EXERCISE DESCRIPTION >>
Go through the listing and pick out each line with the word "React" in it.

□ □ □ □ □

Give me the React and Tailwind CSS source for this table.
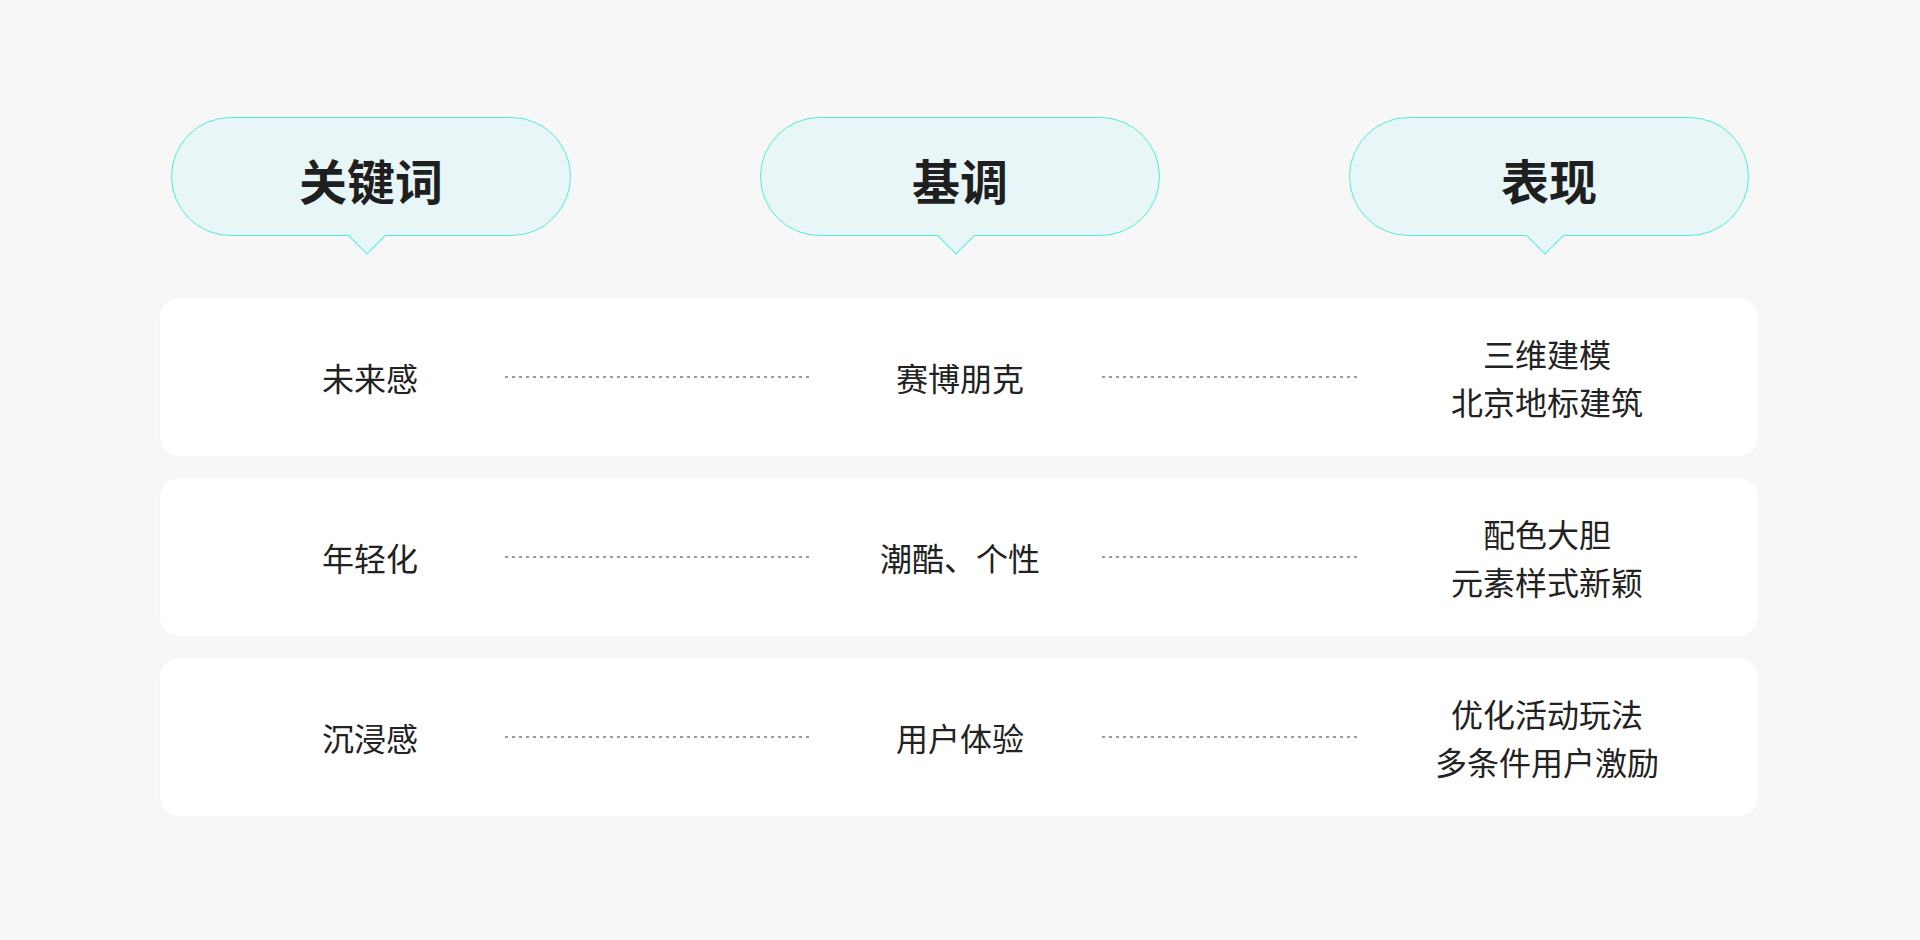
import React from "react";

const font = { fontFamily: '"Noto Sans CJK SC", "Noto Sans", sans-serif' };

function Pill({ label, className }) {
  return (
    <div
      className={
        "relative w-[400px] h-[119px] rounded-full border border-[#4cf0d4] bg-[#e8f6f7] flex items-center justify-center " +
        className
      }
    >
      <span className="text-[48px] font-bold text-[#1f1f1f] leading-none mt-[4px]">
        {label}
      </span>
      <div className="absolute left-[calc(50%-4px)] bottom-[-14px] w-[27px] h-[27px] -translate-x-1/2 rotate-45 bg-[#e8f6f7] border-r border-b border-[#3ff0e6]"></div>
    </div>
  );
}

function Dots({ className }) {
  return (
    <div
      className={
        "h-[2px] bg-[repeating-linear-gradient(to_right,#9a9a9a_0_3px,transparent_3px_7px)] " +
        className
      }
    ></div>
  );
}

function Row({ a, b, c }) {
  return (
    <div className="h-[160px] rounded-[20px] bg-white border border-[#f1f7f5] flex items-center pl-[80px] text-[32px] leading-[48px] text-[#222]">
      <div className="w-[260px] text-center">{a}</div>
      <Dots className="ml-[5px] w-[304px]" />
      <div className="ml-[11px] w-[280px] text-center">{b}</div>
      <Dots className="ml-[2px] w-[256px]" />
      <div className="w-[378px] text-center">
        {c.map((t) => (
          <div key={t}>{t}</div>
        ))}
      </div>
    </div>
  );
}

export default function App() {
  return (
    <div className="w-full h-[940px] bg-[#f7f7f7] pt-[117px]" style={font}>
      <div className="w-[1600px] ml-[159px]">
        <div className="flex items-start pl-[12px]">
          <Pill label="关键词" className="" />
          <Pill label="基调" className="ml-[189px]" />
          <Pill label="表现" className="ml-[189px]" />
        </div>
        <div className="mt-[61px] flex flex-col gap-[20px]">
          <Row a="未来感" b="赛博朋克" c={["三维建模", "北京地标建筑"]} />
          <Row a="年轻化" b="潮酷、个性" c={["配色大胆", "元素样式新颖"]} />
          <Row a="沉浸感" b="用户体验" c={["优化活动玩法", "多条件用户激励"]} />
        </div>
      </div>
    </div>
  );
}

□ □ □ □ □

FULL SOLUTION >>
Give me the React and Tailwind CSS source for this table.
import React from "react";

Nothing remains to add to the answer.